C limits expanded with Vala

C have lot of applications and Vala generics is pushing C limits with Generics, libgee use generics along a set of interfaces and implementations, allowing as to use different kind of collection for our objects, this powerful combination of GInteface and Vala generics, is a feature hard to reproduce (in its easy and convenient way in Vala syntax) to C API.

GObject and GInterface have a set of limits, expanded with Vala too. Now is possible to define very quickly a set of interfaces and implementations, figuring out really fast its relation ship, thanks to Vala syntax.

This advantages, in others out of the scope (and my mind), make me ask if we can embed Vala code in C or C in Vala code. Even if once a feature is mature enough in Vala code, may someone can (with C code generation optimization) import to other core libraries like GLib. Again this is one of my wish list.

Vala as a Long Term supported language

Vala syntax provides lot of advantages over hand written GObject classes, in the spirit of productivity.

GXml provides C and Vala API. Vala is more easy to use and allows to implement object oriented specifications (may be based on the idea of Java classes), but providing back a C API. Vala code is more Object Oriented syntax, than C/GObject.

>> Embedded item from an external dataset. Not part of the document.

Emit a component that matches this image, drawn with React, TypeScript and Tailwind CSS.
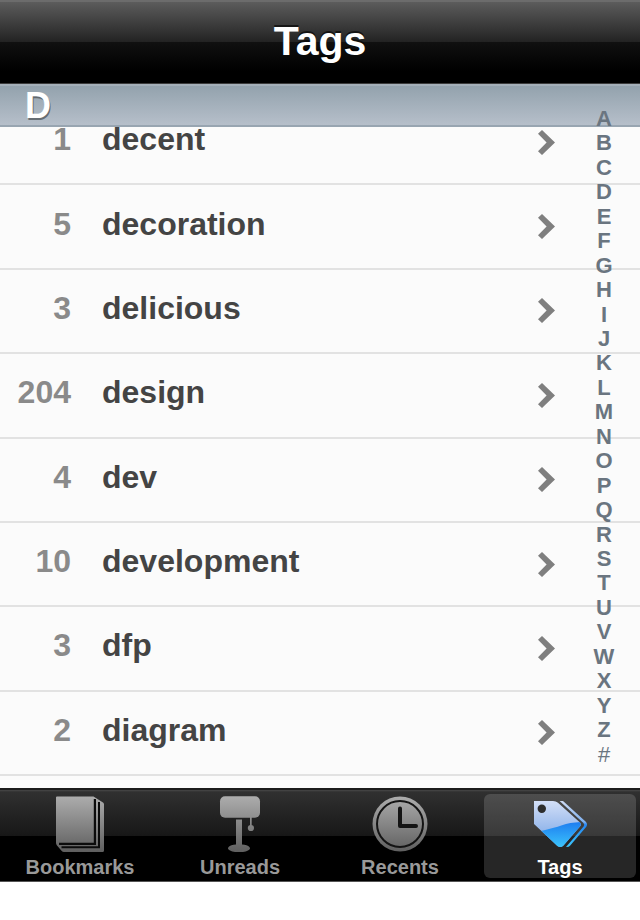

Then how we can continue to contribute Vala libraries to be used by any one, and suitable to be used by any other projects even written in C?

How we can make a Vala library, like GXml, a GNOME core component with Long Term Support?

There are plenty of bugs and room to improvements to C code generation in Vala compiler, we, their users, should care about and may pay for improvements. I really want to some one add Jürg Billeter, Rico Tzschichholz or Matthias Berndt to the list of “Adopt a Hacker” list from GNOME Foundation, in order to push at least one of this ideas to improve GNOME infrastructure.